Mark Twain (1835-1910)

Up to now I've been posting on books that I recently finished. Well, I think it's time to ramp up the productivity on Reading the Classics, we do have this recession going on. I'll start with a book I know really well so memory won't be an issue. I've read Huck Finn four times since tenth grade and no matter how educated I get, this book is still too complex for me. I don't mean complex in a Ulysses I can only read three pages in an hour way, but in a socio-historical way that always amazes me. 
Authorial voice is critically importing in Huck Finn. Who are we listening to? Is is Twain? He does give us his famous notice before the body of the book: "PERSONS attempting to fin a motive in this narrative will be prosecuted; persons attempting to find a moral in it will be banished; persons attempting to find a plot will be shot." Reading from a twenty-first century perspective we are probably safe from such punishment, but finding any of the three (motive, moral, plot) remains a tricky issue. The layers are thick and numerous. We have Twain, we have Huck, and we have some really weird border state history to deal with. Huck has been raised in the slave-holding state of Missouri and speaks from a white boy's perspective. He knows how he's supposed to act within the slave structure but something bothers him. His conscience is always getting in the way of doing the socially right thing. When deciding between turning in Jim and continuing on their escape he decides "All right, then, I'll go to hell," and continues on the river. This inversion of what we'd see as the moral thing to do, help someone escape a brutal, exploitative system, makes Huck all the more charming and admirable because he found the truth despite his Missouri upbringing. 
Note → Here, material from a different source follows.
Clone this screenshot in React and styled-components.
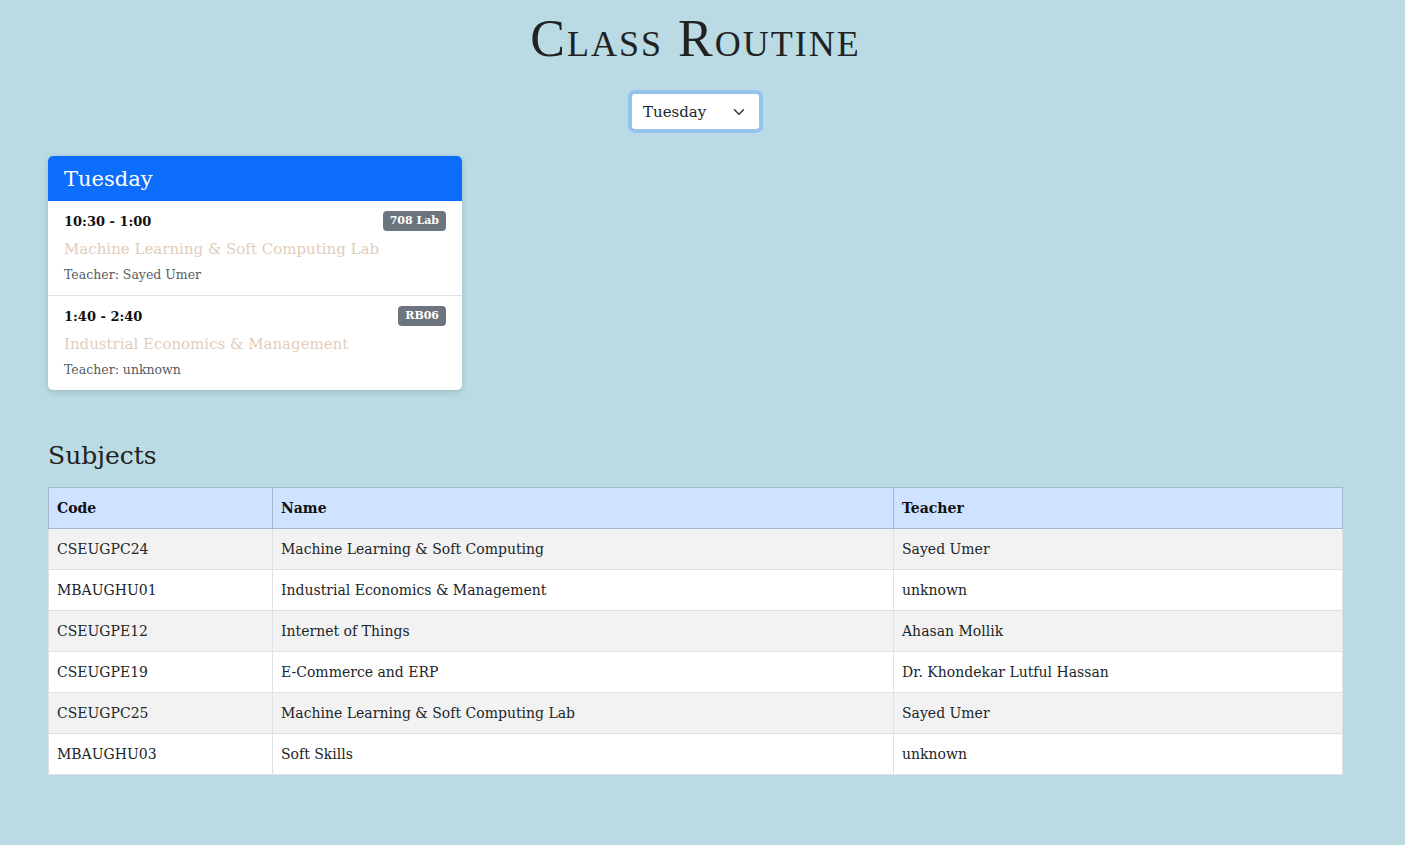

I'm assuming most people have read this one, so I'm going to skip the plot summary in favor of some fun minutia. I've read several times that Twain set the book down for a time after Jim is sold to the Phelp's family. When he picked it back up he rushed the finish with unlikely and hackneyed plot devices. The reintroduction of Tom Sawyer changes the road trip, buddy feel of the book and inserts another dynamic. Tom is not capable of feeling the pangs of conscience that Huck feels. His appearance necessarily means that Jim's situation is no longer to be taken seriously, but only as a game piece in Tom's imaginary adventures. I believe that Huck is better able to feel empathy for Jim because of his pauper class origins. Tom doesn't have that capability. Ultimately Tom and Huck are kids, we need to remember that. Huck matures as he travels down the river, but he's not yet capable of engineering a return to the free states with an escaped slave. Luckily Miss Watson kicked the bucket so Jim is free anyway, but it is interesting to ponder whether Huck would have made another attempt to save his friend if he'd been sent back to bondage.  

Rating 10/10: Could read it every year, if I was alive when it was published I would have said instant classic.